NAD to keep monitoring supplement ads after CRN pact ends
The CRN/NAD program, which has closed more than 360 cases and been lauded as an important self-regulatory initiative in the dietary supplement industry, will end on July 1, 2020.
The Council for Responsible Nutrition (CRN) and National Advertising Division (NAD) are concluding a longstanding program that government has lauded as an important self-regulatory initiative to help foster the truthful advertising of dietary supplements.
The CRN/NAD program, which has closed more than 360 cases, will end on July 1, 2020, according to a joint news release from the organizations.
Kat Dunnigan, a senior attorney with NAD, a division of BBB National Programs, expressed gratitude to CRN and described the program as a “great success” that has informed industry about the requirement to support their advertising claims.
She said companies have provided more evidence for their claims in recent years versus the early days of the program in which NAD would often explain the concept of substantiation and relevant standards.
“The responsible dietary supplement industry recognizes the role truthful and accurate advertising plays in leveling the playing field for honest advertisers and in providing consumers with accurate information about products they rely on to improve their health and wellness,” Megan Olsen, vice president and associate general counsel of CRN, said in the news release.
Through funds from industry, CRN and cy pres awards, the CRN Foundation has provided NAD grants totaling $3.5 million to fund the program since its 2006 launch, Olsen said in a separate emailed statement. (Cy pres awards constitute leftover, or residual, funds from the settlement of a class action lawsuit, and a court must approve such awards to be used for the indirect future benefit of the class).
“In addition to the funding commitment, during the last 15 years, CRN championed the program to consumers and policymakers, encouraged the supplement industry to become more proactive by protecting its consumers, promoted the decisions of more than 360 dietary supplement advertising cases, and pursued nearly 100 challenges of its own using the program,” she added. “Due to competing initiatives and resources, CRN and its members have made the decision to end this initiative.”
Dunnigan, who led the CRN program for the last eight years, emphasized NAD will continue to monitor dietary supplement ads and provide a forum for companies to challenge whether their competitors have substantiation for their advertising.
“NAD is not leaving the space,” she said in an interview. “We will be looking at dietary supplement claims, and we encourage other companies to bring their claims to us.”

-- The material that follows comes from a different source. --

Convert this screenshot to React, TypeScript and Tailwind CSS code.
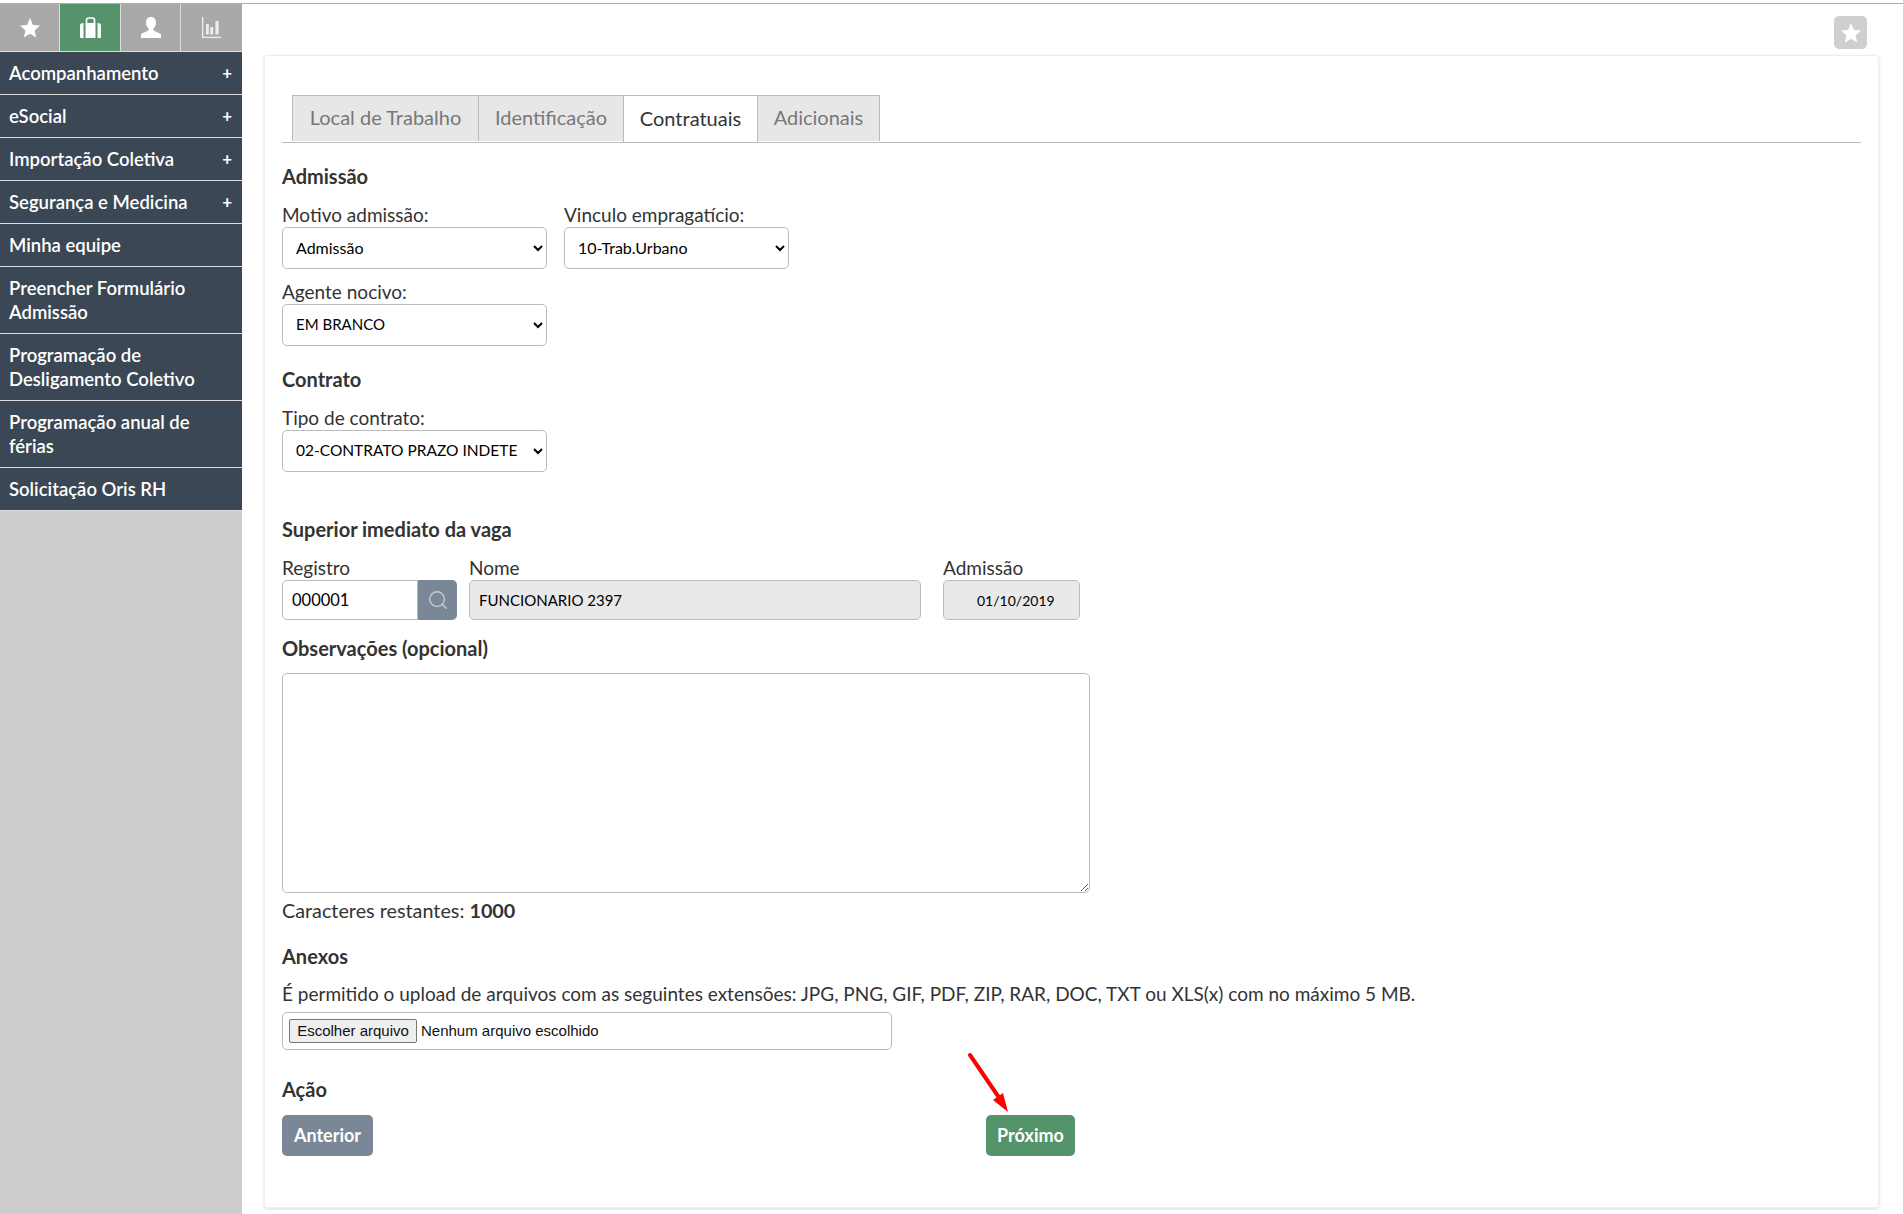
import { Search } from "lucide-react";

const menuItems = [
  { label: "Acompanhamento", plus: true },
  { label: "eSocial", plus: true },
  { label: "Importação Coletiva", plus: true },
  { label: "Segurança e Medicina", plus: true },
  { label: "Minha equipe" },
  { label: "Preencher Formulário Admissão" },
  { label: "Programação de Desligamento Coletivo" },
  { label: "Programação anual de férias" },
  { label: "Solicitação Oris RH" },
];

const tabs = [
  { label: "Local de Trabalho", width: "w-[187px]" },
  { label: "Identificação", width: "w-[146px]" },
  { label: "Contratuais", width: "w-[135px]", active: true },
  { label: "Adicionais", width: "w-[123px]" },
];

const StarIcon = () => (
  <svg width="20" height="20" viewBox="0 0 20 20" fill="currentColor">
    <polygon points="10,0 12.9,6.9 20,7.6 14.6,12.4 16.2,19.6 10,15.8 3.8,19.6 5.4,12.4 0,7.6 7.1,6.9" />
  </svg>
);

const CaseIcon = () => (
  <svg width="21" height="21" viewBox="0 0 21 21" fill="currentColor">
    <path d="M0 8.5C0 7 1 6 3.5 6v15H1a1 1 0 0 1-1-1z" />
    <path d="M21 8.5C21 7 20 6 17.5 6v15H20a1 1 0 0 0 1-1z" />
    <rect x="5.5" y="6" width="10" height="15" />
    <path d="M6.5 6V3a2 2 0 0 1 2-2h4a2 2 0 0 1 2 2v3" fill="none" stroke="currentColor" strokeWidth="1.7" />
  </svg>
);

const PersonIcon = () => (
  <svg width="20" height="21" viewBox="0 0 20 21" fill="currentColor">
    <path d="M10 0C7 0 5 2.2 5 5.5c0 2.5 1 4.5 2.5 6v2L0 17v4h20v-4l-7.5-3.5v-2C14 10 15 8 15 5.5 15 2.2 13 0 10 0z" />
  </svg>
);

const ChartIcon = () => (
  <svg width="19" height="21" viewBox="0 0 19 21" fill="currentColor" className="opacity-80">
    <rect x="0" y="0" width="1.3" height="21" />
    <rect x="0" y="19.7" width="19" height="1.3" />
    <rect x="4" y="7" width="2.8" height="10.5" />
    <rect x="8.2" y="10" width="3" height="7.5" />
    <rect x="13.4" y="4" width="3.2" height="13.5" />
  </svg>
);

const Heading = ({ children, className = "" }: { children: React.ReactNode; className?: string }) => (
  <h3 className={`h-[24px] text-[20px] leading-[22px] font-bold text-[#333] ${className}`}>{children}</h3>
);

const Label = ({ children }: { children: React.ReactNode }) => (
  <label className="block text-[19px] leading-[24px] text-[#333]">{children}</label>
);

const Select = ({ value, width, size = "text-[16px]" }: { value: string; width: string; size?: string }) => (
  <select
    defaultValue={value}
    className={`${width} ${size} h-[42px] rounded-[5px] border border-[#bbb] bg-white pr-[7px] pb-[2px] pl-[9px] text-black`}
  >
    <option>{value}</option>
  </select>
);

export default function App() {
  return (
    <div className="flex h-[1214px] w-[1903px] overflow-hidden bg-white font-['Lato','Liberation_Sans',sans-serif]">
      {/* Sidebar */}
      <aside className="mt-[3px] w-[242px] shrink-0 border-t border-[#aaa] bg-[#cdcdcd]">
        <div className="flex h-[48px] gap-px border-b border-[#ddd] bg-[#ddd] text-white">
          <div className="flex w-[59px] items-center justify-center bg-[#a9a9a9]">
            <StarIcon />
          </div>
          <div className="flex w-[60px] items-center justify-center bg-[#55936a]">
            <CaseIcon />
          </div>
          <div className="flex w-[59px] items-center justify-center bg-[#a9a9a9]">
            <PersonIcon />
          </div>
          <div className="flex flex-1 items-center justify-center bg-[#a9a9a9]">
            <ChartIcon />
          </div>
        </div>
        {menuItems.map((item) => (
          <div
            key={item.label}
            className="flex min-h-[43px] items-center justify-between border-b border-[#ddd] bg-[#3b4754] py-[9px] pr-[10px] pl-[9px] text-[18.5px] leading-[24px] font-semibold text-white"
          >
            <span className="max-w-[205px]">{item.label}</span>
            {item.plus && <span className="text-[17px] font-bold">+</span>}
          </div>
        ))}
      </aside>

      {/* Content */}
      <main className="relative mt-[3px] flex-1 border-t border-[#aaa] pr-[24px] pl-[22px]">
        <div className="flex justify-end pt-[12px]">
          <div className="mr-[12px] flex h-[33px] w-[33px] items-center justify-center rounded-[5px] bg-[#cfcfcf] text-white">
            <StarIcon />
          </div>
        </div>

        <div className="mt-[6px] h-[1153px] rounded-[3px] border border-[#eee] pt-[39px] pr-[17px] pl-[17px] shadow-[0_1px_3px_rgba(0,0,0,0.15)]">
          {/* Tabs */}
          <div className="flex h-[48px] border-b border-[#bbb] pl-[10px]">
            {tabs.map((tab) => (
              <div
                key={tab.label}
                className={`${tab.width} -mr-px flex items-center justify-center border-x border-t border-[#bbb] pb-[3px] text-[20px] ${
                  tab.active ? "h-[47px] bg-white text-[#333]" : "h-[46px] bg-[#e7e7e7] text-[#777]"
                }`}
              >
                {tab.label}
              </div>
            ))}
          </div>

          <Heading className="mt-[22px]">Admissão</Heading>

          <div className="mt-[14px] flex gap-[17px]">
            <div>
              <Label>Motivo admissão:</Label>
              <Select value="Admissão" width="w-[265px]" />
            </div>
            <div>
              <Label>Vinculo empragatício:</Label>
              <Select value="10-Trab.Urbano" width="w-[225px]" />
            </div>
          </div>

          <div className="mt-[11px]">
            <Label>Agente nocivo:</Label>
            <Select value="EM BRANCO" width="w-[265px]" size="text-[15px]" />
          </div>

          <Heading className="mt-[22px]">Contrato</Heading>

          <div className="mt-[14px]">
            <Label>Tipo de contrato:</Label>
            <Select value="02-CONTRATO PRAZO INDETE" width="w-[265px]" size="text-[15.5px]" />
          </div>

          <Heading className="mt-[46px]">Superior imediato da vaga</Heading>

          <div className="mt-[14px] flex">
            <div>
              <Label>Registro</Label>
              <div className="flex">
                <div className="flex h-[40px] w-[136px] items-center rounded-l-[5px] border border-[#bbb] pl-[9px] text-[16.5px] text-black">
                  000001
                </div>
                <div className="flex h-[40px] w-[39px] items-center justify-center rounded-r-[5px] bg-[#798796] text-[#c5ccd3]">
                  <Search size={22} strokeWidth={1.5} />
                </div>
              </div>
            </div>
            <div className="ml-[12px]">
              <Label>Nome</Label>
              <div className="flex h-[40px] w-[452px] items-center rounded-[5px] border border-[#bbb] bg-[#e9e9e9] pl-[9px] text-[15px] text-black">
                FUNCIONARIO 2397
              </div>
            </div>
            <div className="ml-[22px]">
              <Label>Admissão</Label>
              <div className="flex h-[40px] w-[137px] items-center rounded-[5px] border border-[#bbb] bg-[#e9e9e9] pl-[33px] text-[14px] text-black">
                01/10/2019
              </div>
            </div>
          </div>

          <Heading className="mt-[17px]">Observações (opcional)</Heading>

          <textarea className="mt-[12px] block h-[220px] w-[808px] rounded-[5px] border border-[#bbb]" />

          <p className="mt-[5px] text-[19.8px] leading-[24px] text-[#333]">
            Caracteres restantes: <b className="font-bold">1000</b>
          </p>

          <Heading className="mt-[23px]">Anexos</Heading>

          <p className="mt-[13px] text-[19px] leading-[24px] text-[#333]">
            É permitido o upload de arquivos com as seguintes extensões: JPG, PNG, GIF, PDF, ZIP, RAR, DOC, TXT ou XLS(x) com no máximo 5 MB.
          </p>

          <div className="mt-[6px] flex h-[38px] w-[610px] items-center rounded-[5px] border border-[#bbb] pl-[6px] font-['Liberation_Sans',sans-serif] text-[15px] text-[#111]">
            <span className="flex h-[24px] w-[128px] items-center justify-center rounded-[2px] border border-[#767676] bg-[#efefef] pt-px">
              Escolher arquivo
            </span>
            <span className="ml-[4px]">Nenhum arquivo escolhido</span>
          </div>

          <Heading className="mt-[28px]">Ação</Heading>

          <div className="mt-[13px] flex">
            <button className="h-[41px] w-[91px] rounded-[5px] bg-[#798796] text-[18px] font-bold text-white">
              Anterior
            </button>
            <button className="ml-[613px] h-[41px] w-[89px] rounded-[5px] bg-[#55936a] text-[18px] font-bold text-white">
              Próximo
            </button>
          </div>
        </div>

        {/* Red arrow annotation */}
        <svg className="absolute top-[1048px] left-[725px]" width="46" height="64" viewBox="0 0 46 64">
          <path d="M3 3 L33 47" stroke="#ff0000" strokeWidth="4" strokeLinecap="round" fill="none" />
          <path d="M41 60 L26 48 L36 41 Z" fill="#ff0000" />
        </svg>
      </main>
    </div>
  );
}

With the program ending, Dunnigan suggested NAD may focus its resources on the “most impactful” advertising claims—those with the greatest “penetration into the market.”
CRN, Olsen said, would continue its “partnership with NAD and encourage responsible industry to file challenges against companies making egregious claims in the dietary supplement marketplace using the general NAD review process.”
Reaction from industry attorneys
Katie Bond, an attorney in Washington, D.C., who has responded to self-regulatory challenges before NAD on behalf of supplement companies, said she did not believe the end of the CRN/NAD program would have an enormous impact. Bond pointed out many other entities monitor dietary supplement ads, such as the Federal Trade Commission, state attorneys general, consumer watchdog groups and plaintiff’s attorneys.
The FTC, she pointed out, has consistently targeted dietary supplements. Agency officials “have a long history of being very tough with this industry … and there’s no sign of that changing,” said Bond, a partner with Amin Talati Wasserman LLP, in an interview.
John Villafranco, another Washington, D.C.-based lawyer who focuses on advertising law matters, said NAD would continue to accept referrals from CRN and consider initiating cases on its own.
“While it is unfortunate that CRN will no longer fund the initiative, I fully expect the NAD to continue to review dietary supplement advertising claims, given NAD’s expertise in this area and its commitment to promoting truthfulness and accuracy in the marketplace,” Villafranco, a partner with Kelley Drye & Warren LLP, said in an email.
Commending the CRN/NAD program, Bond said it has provided a unique opportunity for advertisers to hold competitors accountable for their advertising statements.
“In many other industries, there’s just not the same ability to go after your competitors in this quick fashion and to have an entity like the NAD that has got a lot of respect among regulators, the FTC in particular,” she said.
In the rare instances in which companies refuse to participate in an NAD investigation or abide by its final decision, NAD refers the case to the FTC. Such a referral could result in an FTC investigation, though Dunnigan said the agency encourages companies to work with NAD.
An FTC spokesman had no comment on the announcement that the CRN/NAD program was ending, but former FTC Chairwoman Edith Ramirez previously described the program in a statement as a “valuable complement to the FTC’s own enforcement efforts to eliminate fraud in this industry.”